Restate each line word for word. Leave out every picture.

— Begin —

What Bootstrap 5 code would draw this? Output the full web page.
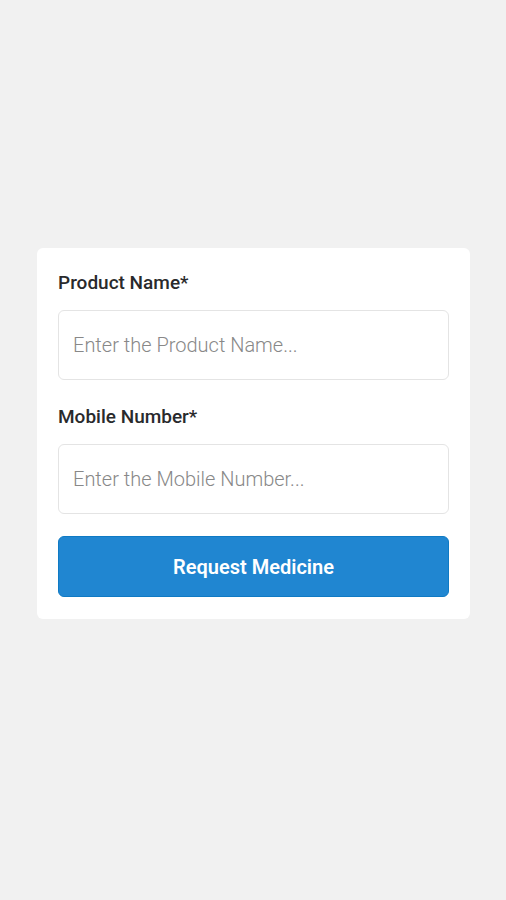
<!DOCTYPE html>
<html lang="en">
<head>
<meta charset="utf-8">
<meta name="viewport" content="width=device-width, initial-scale=1">
<title>Request Medicine</title>
<link rel="stylesheet" href="https://cdn.jsdelivr.net/npm/bootstrap@5.3.0/dist/css/bootstrap.min.css">
<style>
body { background: #f1f1f1; color: #292a2c; font-family: Roboto, "Liberation Sans", sans-serif; }
.page { padding: 248px 36px 0 37px; }
.request-card { padding: 20px 21px 22px; border-radius: 6px; }
.request-card .form-label { font-size: 19px; line-height: 30px; margin-bottom: 12px; font-weight: 500; color: #292a2c; }
.request-card .form-control { height: 70px; padding: 0 14px; font-size: 20px; font-weight: 300; border: 1px solid #e4e4e4; border-radius: 6px; }
.request-card .form-control::placeholder { color: #888; opacity: 1; }
.field { margin-bottom: 22px; }
.btn-request { height: 61px; font-size: 20px; font-weight: 600; border-radius: 6px; --bs-btn-color: #fff; --bs-btn-bg: #2086d1; --bs-btn-border-color: #0f7ac4; --bs-btn-hover-color: #fff; --bs-btn-hover-bg: #1a78bd; }
</style>
</head>
<body>
<main class="page min-vh-100">
  <form class="request-card bg-white">
    <div class="field">
      <label class="form-label d-block" for="product">Product Name*</label>
      <input class="form-control" id="product" type="text" placeholder="Enter the Product Name..." required>
    </div>
    <div class="field">
      <label class="form-label d-block" for="mobile">Mobile Number*</label>
      <input class="form-control" id="mobile" type="tel" placeholder="Enter the Mobile Number..." required>
    </div>
    <button class="btn btn-request w-100" type="submit">Request Medicine</button>
  </form>
</main>
<script src="https://cdn.jsdelivr.net/npm/bootstrap@5.3.0/dist/js/bootstrap.bundle.min.js"></script>
</body>
</html>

— End —

### THE REPLY
What Bootstrap 5 code would draw this? Output the full web page.
<!DOCTYPE html>
<html lang="en">
<head>
<meta charset="utf-8">
<meta name="viewport" content="width=device-width, initial-scale=1">
<title>Request Medicine</title>
<link rel="stylesheet" href="https://cdn.jsdelivr.net/npm/bootstrap@5.3.0/dist/css/bootstrap.min.css">
<style>
body { background: #f1f1f1; color: #292a2c; font-family: Roboto, "Liberation Sans", sans-serif; }
.page { padding: 248px 36px 0 37px; }
.request-card { padding: 20px 21px 22px; border-radius: 6px; }
.request-card .form-label { font-size: 19px; line-height: 30px; margin-bottom: 12px; font-weight: 500; color: #292a2c; }
.request-card .form-control { height: 70px; padding: 0 14px; font-size: 20px; font-weight: 300; border: 1px solid #e4e4e4; border-radius: 6px; }
.request-card .form-control::placeholder { color: #888; opacity: 1; }
.field { margin-bottom: 22px; }
.btn-request { height: 61px; font-size: 20px; font-weight: 600; border-radius: 6px; --bs-btn-color: #fff; --bs-btn-bg: #2086d1; --bs-btn-border-color: #0f7ac4; --bs-btn-hover-color: #fff; --bs-btn-hover-bg: #1a78bd; }
</style>
</head>
<body>
<main class="page min-vh-100">
  <form class="request-card bg-white">
    <div class="field">
      <label class="form-label d-block" for="product">Product Name*</label>
      <input class="form-control" id="product" type="text" placeholder="Enter the Product Name..." required>
    </div>
    <div class="field">
      <label class="form-label d-block" for="mobile">Mobile Number*</label>
      <input class="form-control" id="mobile" type="tel" placeholder="Enter the Mobile Number..." required>
    </div>
    <button class="btn btn-request w-100" type="submit">Request Medicine</button>
  </form>
</main>
<script src="https://cdn.jsdelivr.net/npm/bootstrap@5.3.0/dist/js/bootstrap.bundle.min.js"></script>
</body>
</html>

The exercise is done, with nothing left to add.